To date, a number of previous studies have investigated the effects of different driving forces on the molten metal flow in the welding process (e.g., (Ref 28‐30)). From these studies, it is noted that surface tension-driven force is regarded as the most influencing one, which received the greater attention. However, the results highlighted here show the additional effects caused by the gravity-driven buoyancy forces, which made the flow more complicated. In general, as melt pools are formed, arc force is thought to be primarily responsible for causing the melt pool to flow inward. The heat accumulation on the substrates stepwise changed these simple flow patterns, resulting in surface tension forces replacing the main driving force. Although the overall flow conditions gradually changed outward, some small inward flow in the center region is still controlled by the arc force. The complication of the flow patterns also comes from the increasing influence of gravity with the increasing melt volume. It contributed more to the border(outer) area as the melt pool grows larger once the arc ends. Therefore, multiple forces caused the flow patterns to evolve from simple to complex, from one vortex to manifold vortices.
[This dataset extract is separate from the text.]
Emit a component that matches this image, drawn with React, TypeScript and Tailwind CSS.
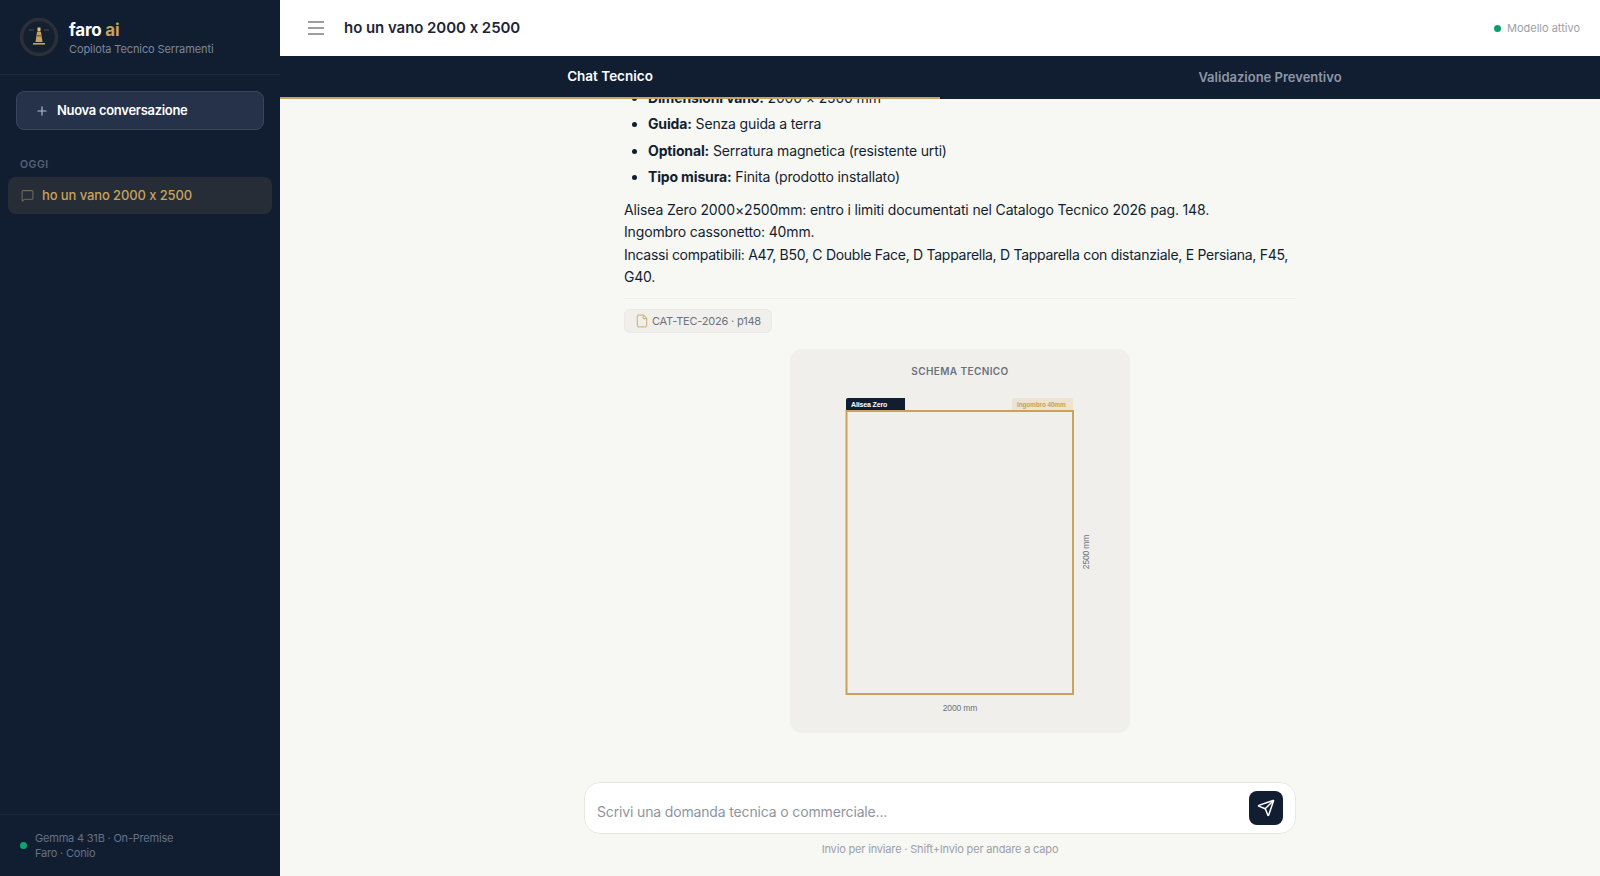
import { File, MessageSquare, Plus, Send } from 'lucide-react';

const details = [
  { label: 'Dimensioni vano:', value: '2000 × 2500 mm' },
  { label: 'Guida:', value: 'Senza guida a terra' },
  { label: 'Optional:', value: 'Serratura magnetica (resistente urti)' },
  { label: 'Tipo misura:', value: 'Finita (prodotto installato)' }
];

function Logo() {
  return (
    <svg width="40" height="40" viewBox="0 0 40 40" className="shrink-0">
      <circle cx="20" cy="20" r="17.5" fill="#141f30" stroke="#2b3038" strokeWidth="3.5" />
      <path d="M10 13h5M25 13h5" stroke="#4b4f50" strokeWidth="1" />
      <path d="M18.5 10.5h3v4h-3z" fill="#e3c078" />
      <path d="M18 15h4l1.5 10h-7z" fill="#c9a25c" />
      <path d="M17.4 18h5.2v1.6h-5.2z" fill="#7b6a45" />
      <path d="M14 26h12v1.6H14z" fill="#c9a25c" />
    </svg>
  );
}

function Sidebar() {
  return (
    <aside className="w-[280px] shrink-0 bg-[#111e32] flex flex-col">
      <div className="h-[75px] flex items-center gap-[10px] pl-[19px] border-b border-white/5">
        <Logo />
        <div className="pt-[3px]">
          <div className="text-[17px] leading-[21px] font-bold text-white tracking-[-0.2px]">
            faro <span className="text-[#c9a25c]">ai</span>
          </div>
          <div className="text-[11px] leading-[16px] tracking-[-0.1px] text-[#7d8798]">Copilota Tecnico Serramenti</div>
        </div>
      </div>

      <div className="px-4 pt-4">
        <button className="w-full h-[39px] flex items-center gap-2 px-[18px] rounded-lg bg-[#25324a] border border-[#39455a] text-white text-[13px] tracking-[-0.3px] font-semibold">
          <Plus size={14} className="text-[#b6bcc6]" />
          Nuova conversazione
        </button>
      </div>

      <div className="px-5 mt-[28px] text-[10.5px] leading-[14px] font-semibold tracking-wider text-[#566174]">OGGI</div>

      <div className="mx-2 mt-[5px] h-[37px] flex items-center gap-2 px-[13px] rounded-lg bg-[#262d37] text-[#c9a25c] text-[13px] tracking-[-0.1px] font-medium [font-feature-settings:'calt'_0]">
        <MessageSquare size={13} className="text-[#6e6a58]" />
        ho un vano 2000 x 2500
      </div>

      <div className="mt-auto h-[62px] flex items-center gap-2 px-5 border-t border-white/5">
        <span className="w-[7px] h-[7px] rounded-full bg-[#10a36f]" />
        <div className="text-[11px] leading-[15px] tracking-[-0.2px] text-[#667183]">
          <div>Gemma 4 31B · On-Premise</div>
          <div>Faro · Conio</div>
        </div>
      </div>
    </aside>
  );
}

function Schema() {
  return (
    <div className="w-[340px] h-[384px] mx-auto mt-[15px] rounded-xl bg-[#f0efeb]">
      <div className="pt-[15px] text-center text-[10px] leading-[14px] font-semibold tracking-[0.4px] text-[#6b7280]">
        SCHEMA TECNICO
      </div>
      <svg width="340" height="340" viewBox="0 0 340 340" className="block mt-px" style={{ fontFamily: '"Liberation Sans", sans-serif' }}>
        <path d="M56 21a2 2 0 0 1 2-2h57v13H56z" fill="#111e32" />
        <text x="61" y="28" fontSize="7" fontWeight="700" fill="#fff">Alisea Zero</text>
        <path d="M222 21a2 2 0 0 1 2-2h57a2 2 0 0 1 2 2v11h-61z" fill="#ece3d1" />
        <text x="227" y="28" fontSize="6.5" fontWeight="700" fill="#c9a25c">Ingombro 40mm</text>
        <rect x="56.5" y="32" width="226.5" height="283" fill="#f0efeb" stroke="#c9a25c" strokeWidth="2" />
        <text x="170" y="332" fontSize="8.5" textAnchor="middle" fill="#6b7280">2000 mm</text>
        <text transform="translate(299 173) rotate(-90)" fontSize="8.5" textAnchor="middle" fill="#6b7280">2500 mm</text>
      </svg>
    </div>
  );
}

export default function App() {
  return (
    <div className="h-screen flex overflow-hidden bg-[#f7f7f3] text-[#111e32]" style={{ fontFamily: 'Inter, sans-serif' }}>
      <Sidebar />

      <main className="flex-1 min-w-0 flex flex-col">
        <header className="h-[56px] shrink-0 bg-white flex items-center pl-6 pr-5">
          <svg width="24" height="24" viewBox="0 0 24 24" fill="none" stroke="#7c7f85" strokeWidth="1.6" className="mr-4">
            <path d="M4 6h16M4 12h16M4 18h16" />
          </svg>
          <h1 className="text-[15px] tracking-[-0.05px] font-semibold text-[#1c2638] [font-feature-settings:'calt'_0]">ho un vano 2000 x 2500</h1>
          <div className="ml-auto flex items-center gap-[6px] text-[11px] text-[#9aa0aa]">
            <span className="w-[7px] h-[7px] rounded-full bg-[#0d9e6b]" />
            Modello attivo
          </div>
        </header>

        <nav className="h-[43px] shrink-0 bg-[#111e32] flex font-semibold">
          <div className="flex-1 flex items-center justify-center text-[13.5px] text-white border-b-2 border-[#c9a25c]">Chat Tecnico</div>
          <div className="flex-1 flex items-center justify-center text-[13px] text-[#8d96a5]">Validazione Preventivo</div>
        </nav>

        <section className="flex-1 min-h-0 overflow-hidden flex flex-col justify-end">
          <div className="w-[712px] mx-auto pl-10 pb-[49px] text-[14px] tracking-[-0.15px] leading-[22.5px]">
            <ul className="list-disc pl-6 flex flex-col gap-1">
              {details.map((item) => (
                <li key={item.label}>
                  <strong className="font-bold">{item.label}</strong> {item.value}
                </li>
              ))}
            </ul>
            <p className="mt-[10px]">
              Alisea Zero 2000×2500mm: entro i limiti documentati nel Catalogo Tecnico 2026 pag. 148.
              <br />
              Ingombro cassonetto: 40mm.
              <br />
              <span className="tracking-[-0.28px]">
                Incassi compatibili: A47, B50, C Double Face, D Tapparella, D Tapparella con distanziale, E Persiana, F45, G40.
              </span>
            </p>
            <div className="mt-[9px] pt-[10px] border-t border-[#efeeea]">
              <span className="inline-flex items-center gap-[3px] h-[24px] px-[10px] rounded-md bg-[#f0efeb] border border-[#ebeae5] text-[11px] tracking-[-0.2px] text-[#6b7280]">
                <File size={14} className="text-[#d3b77f]" />
                <span className="pt-px">CAT-TEC-2026 · p148</span>
              </span>
            </div>
            <Schema />
          </div>
        </section>

        <footer className="shrink-0 pb-[19px]">
          <div className="w-[712px] mx-auto h-[52px] flex items-center pl-3 pr-[12px] bg-white border border-[#e9e8e3] rounded-2xl">
            <span className="flex-1 pt-[6px] text-[14px] tracking-[-0.15px] text-[#8f95a0]">Scrivi una domanda tecnica o commerciale...</span>
            <button className="w-[34px] h-[34px] flex items-center justify-center rounded-lg bg-[#111e32] text-white">
              <Send size={18} />
            </button>
          </div>
          <div className="mt-2 text-center text-[11px] leading-[15px] tracking-[-0.17px] text-[#9aa0aa]">Invio per inviare · Shift+Invio per andare a capo</div>
        </footer>
      </main>
    </div>
  );
}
In this paper, we have briefly presented the high energy x-ray radiographic imaging approach, which was set out to explore the internal flow conditions during the fusion welding process. Through the analysis of tracers trajectories, simple to intricate flow evolution patterns in the melt pool are represented. The overall results of spatiotemporal distribution of molten metal flow combined with the consideration of underpinning melt pool driving forces provide a comprehensive reference to understand the flow evolution fundamentals in the weld pool. With the specific focus on gravity effects, it is possible to understand that gravity exerts more influence on the fluid flow at the melt pool’s peripheral area along with the rapid growth of pool size, which facilitates gravity to dominate the convection with soaring self-weight.